There were plenty of things that made them different from one another...
But what shocked me was the one thing they had in common.
Investment #5 – Oil the Profit Wheels
If you’re a student of business history, you might be familiar with the 5th most profitable investment of all time ...
In 1867, Henry Flagler invested $100,000 into John D. Rockefeller’s Standard Oil Company.
By 1913 – 46 years later – Flagler’s estate was worth over $75 million. That’s more than $1.7 billion in today’s dollars!
Flagler’s total return: about 700x.
Investment #4 – Biggest Garage Sale Ever
A 700x return is nothing to sneeze at. But that was back in 1913. Do we still see returns like that today?

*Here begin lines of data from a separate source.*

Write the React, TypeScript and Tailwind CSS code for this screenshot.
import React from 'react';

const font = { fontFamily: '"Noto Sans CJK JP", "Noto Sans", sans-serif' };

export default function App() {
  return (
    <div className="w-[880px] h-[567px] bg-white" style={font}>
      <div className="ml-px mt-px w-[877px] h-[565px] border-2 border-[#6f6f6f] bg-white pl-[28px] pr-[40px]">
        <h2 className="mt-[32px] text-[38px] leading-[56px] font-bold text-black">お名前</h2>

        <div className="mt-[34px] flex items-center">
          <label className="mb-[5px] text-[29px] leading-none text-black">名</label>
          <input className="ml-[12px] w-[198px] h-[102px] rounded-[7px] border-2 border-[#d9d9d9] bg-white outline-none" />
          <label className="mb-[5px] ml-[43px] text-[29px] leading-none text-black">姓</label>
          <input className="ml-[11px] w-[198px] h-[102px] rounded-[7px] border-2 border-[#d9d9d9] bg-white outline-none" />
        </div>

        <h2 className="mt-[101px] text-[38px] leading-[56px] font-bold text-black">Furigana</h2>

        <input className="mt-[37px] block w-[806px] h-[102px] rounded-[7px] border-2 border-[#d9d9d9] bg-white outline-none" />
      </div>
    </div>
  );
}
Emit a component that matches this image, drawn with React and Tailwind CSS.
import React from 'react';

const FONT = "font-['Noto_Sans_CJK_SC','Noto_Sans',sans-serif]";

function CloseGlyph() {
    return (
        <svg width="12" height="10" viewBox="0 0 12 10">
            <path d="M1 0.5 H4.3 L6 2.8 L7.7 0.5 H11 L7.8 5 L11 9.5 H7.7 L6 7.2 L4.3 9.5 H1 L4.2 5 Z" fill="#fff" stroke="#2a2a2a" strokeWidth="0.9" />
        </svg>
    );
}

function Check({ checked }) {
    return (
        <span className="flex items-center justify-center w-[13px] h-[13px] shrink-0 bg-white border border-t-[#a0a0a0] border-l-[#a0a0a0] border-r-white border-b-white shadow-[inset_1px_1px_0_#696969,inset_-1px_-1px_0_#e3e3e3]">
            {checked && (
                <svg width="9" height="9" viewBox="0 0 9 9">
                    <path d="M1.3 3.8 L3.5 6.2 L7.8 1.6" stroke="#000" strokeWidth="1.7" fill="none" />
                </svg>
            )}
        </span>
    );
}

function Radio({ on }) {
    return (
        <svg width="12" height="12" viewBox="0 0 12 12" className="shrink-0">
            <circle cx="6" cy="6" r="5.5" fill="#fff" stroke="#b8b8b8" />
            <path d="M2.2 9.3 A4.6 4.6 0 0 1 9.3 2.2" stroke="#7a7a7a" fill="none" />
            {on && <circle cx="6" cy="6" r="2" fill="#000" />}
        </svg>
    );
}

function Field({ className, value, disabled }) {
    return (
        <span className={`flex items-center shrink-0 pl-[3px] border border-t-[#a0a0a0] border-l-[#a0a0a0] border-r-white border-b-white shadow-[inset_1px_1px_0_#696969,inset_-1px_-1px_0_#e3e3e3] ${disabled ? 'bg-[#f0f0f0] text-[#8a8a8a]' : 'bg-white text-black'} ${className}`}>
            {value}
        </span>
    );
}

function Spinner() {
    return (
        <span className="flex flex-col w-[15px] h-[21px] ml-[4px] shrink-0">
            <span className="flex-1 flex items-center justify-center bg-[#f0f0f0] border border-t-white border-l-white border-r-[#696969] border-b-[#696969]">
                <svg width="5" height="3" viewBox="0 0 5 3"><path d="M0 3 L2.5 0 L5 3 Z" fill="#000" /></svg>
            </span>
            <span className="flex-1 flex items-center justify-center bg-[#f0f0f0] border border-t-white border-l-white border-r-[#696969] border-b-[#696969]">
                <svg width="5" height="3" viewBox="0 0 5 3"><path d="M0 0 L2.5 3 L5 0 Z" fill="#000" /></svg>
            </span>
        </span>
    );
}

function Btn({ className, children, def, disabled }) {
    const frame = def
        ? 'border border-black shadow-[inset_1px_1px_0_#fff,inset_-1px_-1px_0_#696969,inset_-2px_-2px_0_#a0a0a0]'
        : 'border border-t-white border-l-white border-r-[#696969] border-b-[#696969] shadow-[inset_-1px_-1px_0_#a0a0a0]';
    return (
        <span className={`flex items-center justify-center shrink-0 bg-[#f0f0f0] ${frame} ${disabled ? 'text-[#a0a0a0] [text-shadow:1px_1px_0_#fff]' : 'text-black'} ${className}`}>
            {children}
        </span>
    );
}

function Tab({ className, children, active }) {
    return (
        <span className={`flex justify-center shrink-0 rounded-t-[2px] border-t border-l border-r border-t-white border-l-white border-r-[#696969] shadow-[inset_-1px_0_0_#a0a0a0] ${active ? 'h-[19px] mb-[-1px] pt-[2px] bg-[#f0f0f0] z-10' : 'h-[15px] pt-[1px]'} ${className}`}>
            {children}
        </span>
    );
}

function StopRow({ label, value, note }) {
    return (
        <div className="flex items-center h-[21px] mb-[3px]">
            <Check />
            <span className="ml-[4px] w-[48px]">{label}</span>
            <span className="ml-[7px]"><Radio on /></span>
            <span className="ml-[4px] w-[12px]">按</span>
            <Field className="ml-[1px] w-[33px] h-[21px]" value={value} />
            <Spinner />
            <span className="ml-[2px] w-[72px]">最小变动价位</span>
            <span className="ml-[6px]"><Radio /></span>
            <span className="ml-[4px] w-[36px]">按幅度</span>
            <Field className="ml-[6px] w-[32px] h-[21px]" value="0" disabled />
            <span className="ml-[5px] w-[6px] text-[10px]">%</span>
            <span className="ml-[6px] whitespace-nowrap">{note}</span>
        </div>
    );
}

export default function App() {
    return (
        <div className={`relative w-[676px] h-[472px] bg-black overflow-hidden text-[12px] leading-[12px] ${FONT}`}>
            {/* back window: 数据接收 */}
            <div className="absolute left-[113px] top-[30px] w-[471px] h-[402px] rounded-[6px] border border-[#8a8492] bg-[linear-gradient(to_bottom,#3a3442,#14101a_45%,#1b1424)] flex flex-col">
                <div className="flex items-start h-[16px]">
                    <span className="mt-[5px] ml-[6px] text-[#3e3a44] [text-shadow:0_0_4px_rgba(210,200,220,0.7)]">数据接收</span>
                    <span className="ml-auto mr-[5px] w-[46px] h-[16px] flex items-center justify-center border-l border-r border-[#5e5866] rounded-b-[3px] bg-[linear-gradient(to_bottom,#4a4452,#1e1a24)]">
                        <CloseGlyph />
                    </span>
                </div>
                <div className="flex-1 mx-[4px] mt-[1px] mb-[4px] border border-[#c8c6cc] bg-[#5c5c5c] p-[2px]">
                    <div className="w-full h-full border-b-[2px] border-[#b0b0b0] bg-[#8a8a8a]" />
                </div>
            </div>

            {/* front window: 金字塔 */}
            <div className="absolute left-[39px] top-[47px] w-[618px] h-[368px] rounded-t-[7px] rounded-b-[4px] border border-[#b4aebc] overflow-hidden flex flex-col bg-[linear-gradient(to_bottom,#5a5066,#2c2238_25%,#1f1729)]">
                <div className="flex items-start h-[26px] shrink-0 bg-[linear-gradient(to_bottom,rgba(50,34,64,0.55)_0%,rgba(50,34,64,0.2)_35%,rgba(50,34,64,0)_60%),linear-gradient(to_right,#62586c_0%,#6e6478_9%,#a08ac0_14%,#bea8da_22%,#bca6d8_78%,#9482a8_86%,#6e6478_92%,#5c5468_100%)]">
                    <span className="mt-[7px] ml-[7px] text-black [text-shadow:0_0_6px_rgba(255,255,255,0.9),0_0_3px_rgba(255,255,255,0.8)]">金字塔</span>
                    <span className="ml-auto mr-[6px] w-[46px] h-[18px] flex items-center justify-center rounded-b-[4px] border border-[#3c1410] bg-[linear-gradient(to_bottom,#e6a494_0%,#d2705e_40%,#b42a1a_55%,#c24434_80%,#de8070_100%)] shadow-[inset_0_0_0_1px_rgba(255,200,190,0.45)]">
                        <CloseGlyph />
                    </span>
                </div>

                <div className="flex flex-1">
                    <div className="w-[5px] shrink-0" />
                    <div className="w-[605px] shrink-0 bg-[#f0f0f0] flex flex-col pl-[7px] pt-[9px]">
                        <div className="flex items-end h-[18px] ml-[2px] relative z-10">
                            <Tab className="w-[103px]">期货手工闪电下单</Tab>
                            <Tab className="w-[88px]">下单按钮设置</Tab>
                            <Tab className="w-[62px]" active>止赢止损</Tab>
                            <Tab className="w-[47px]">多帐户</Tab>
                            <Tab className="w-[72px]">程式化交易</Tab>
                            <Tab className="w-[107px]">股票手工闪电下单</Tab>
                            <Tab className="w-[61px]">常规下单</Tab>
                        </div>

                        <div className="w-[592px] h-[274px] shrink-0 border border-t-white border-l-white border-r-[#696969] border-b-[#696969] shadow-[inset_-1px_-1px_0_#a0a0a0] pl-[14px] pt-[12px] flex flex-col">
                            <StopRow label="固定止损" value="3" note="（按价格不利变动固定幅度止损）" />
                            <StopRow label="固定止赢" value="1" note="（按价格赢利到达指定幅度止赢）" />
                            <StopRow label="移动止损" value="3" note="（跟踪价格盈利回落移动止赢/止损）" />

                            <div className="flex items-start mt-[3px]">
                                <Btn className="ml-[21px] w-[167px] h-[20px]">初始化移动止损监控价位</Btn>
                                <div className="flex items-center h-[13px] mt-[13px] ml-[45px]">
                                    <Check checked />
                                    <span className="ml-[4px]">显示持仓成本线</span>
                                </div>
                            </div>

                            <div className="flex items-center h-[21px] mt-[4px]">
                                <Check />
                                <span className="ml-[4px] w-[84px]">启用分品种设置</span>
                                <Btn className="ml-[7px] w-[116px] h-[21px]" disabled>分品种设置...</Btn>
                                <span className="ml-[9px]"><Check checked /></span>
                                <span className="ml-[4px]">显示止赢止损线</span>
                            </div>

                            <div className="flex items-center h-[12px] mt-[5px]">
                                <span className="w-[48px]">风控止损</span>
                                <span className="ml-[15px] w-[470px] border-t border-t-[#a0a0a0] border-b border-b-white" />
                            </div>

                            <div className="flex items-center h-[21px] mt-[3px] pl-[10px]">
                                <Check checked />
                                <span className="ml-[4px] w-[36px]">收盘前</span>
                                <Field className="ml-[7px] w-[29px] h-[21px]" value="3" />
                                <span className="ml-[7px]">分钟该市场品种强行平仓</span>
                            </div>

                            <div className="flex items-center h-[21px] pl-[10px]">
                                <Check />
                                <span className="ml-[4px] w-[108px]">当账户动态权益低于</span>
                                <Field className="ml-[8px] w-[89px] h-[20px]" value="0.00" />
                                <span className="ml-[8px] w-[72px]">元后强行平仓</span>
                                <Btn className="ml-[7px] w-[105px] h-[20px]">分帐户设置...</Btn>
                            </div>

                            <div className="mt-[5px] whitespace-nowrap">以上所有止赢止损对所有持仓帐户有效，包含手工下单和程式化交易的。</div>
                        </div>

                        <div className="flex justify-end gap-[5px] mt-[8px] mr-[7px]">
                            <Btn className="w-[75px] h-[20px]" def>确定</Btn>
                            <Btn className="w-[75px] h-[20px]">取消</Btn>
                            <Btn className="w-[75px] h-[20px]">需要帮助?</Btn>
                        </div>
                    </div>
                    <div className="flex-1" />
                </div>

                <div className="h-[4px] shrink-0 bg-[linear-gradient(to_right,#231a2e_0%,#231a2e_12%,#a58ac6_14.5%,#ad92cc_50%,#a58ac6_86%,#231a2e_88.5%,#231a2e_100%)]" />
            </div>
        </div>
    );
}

Well, in 1995 – back when my parents thought the “World Wide Web” was a children’s book – a venture capital firm called Benchmark Capital invested $6.7 million into an online “garage sale” website.
This site, known as eBay, eventually went public. It turned Benchmark’s $6.7 million investment into $5 billion.
That’s an astounding 745x return in just 4 years.
Investment #3 – Big Returns for a College Dropout
But there’s another tech investment that performed even better than Benchmark’s bet on eBay.
In 2005, Peter Thiel put $500,000 into a social networking company for college students.
At the time, he couldn’t have known what the little company would turn into… and what it would do to his bank account.
That start-up went on to become Facebook. When Thiel sold most of his shares in 2012, his $500,000 investment turned into more than $400 million.
Total return?
Over 800x – that’s 80,000% – in just 7 years.
Investment #2 – “The Gravy Train?”
Imagine it’s the year 1903.
Your energetic, young nephew visits you at home to discuss a new business idea.
He’s forming a company with a friend to build “horseless carriages” and needs investors.
Would you have backed him?
John Gray did. His nephew then teamed up with Henry Ford to form the Ford Motor Company.
By 1919, John’s investment of $10,500 had turned into more than $26.25 million.
That’s nearly a 2,500x return in 16 years.
Investment #1 – The Sweetest Returns
Question: What’s “sweeter” than a 2,500x return?
A 10,000x return!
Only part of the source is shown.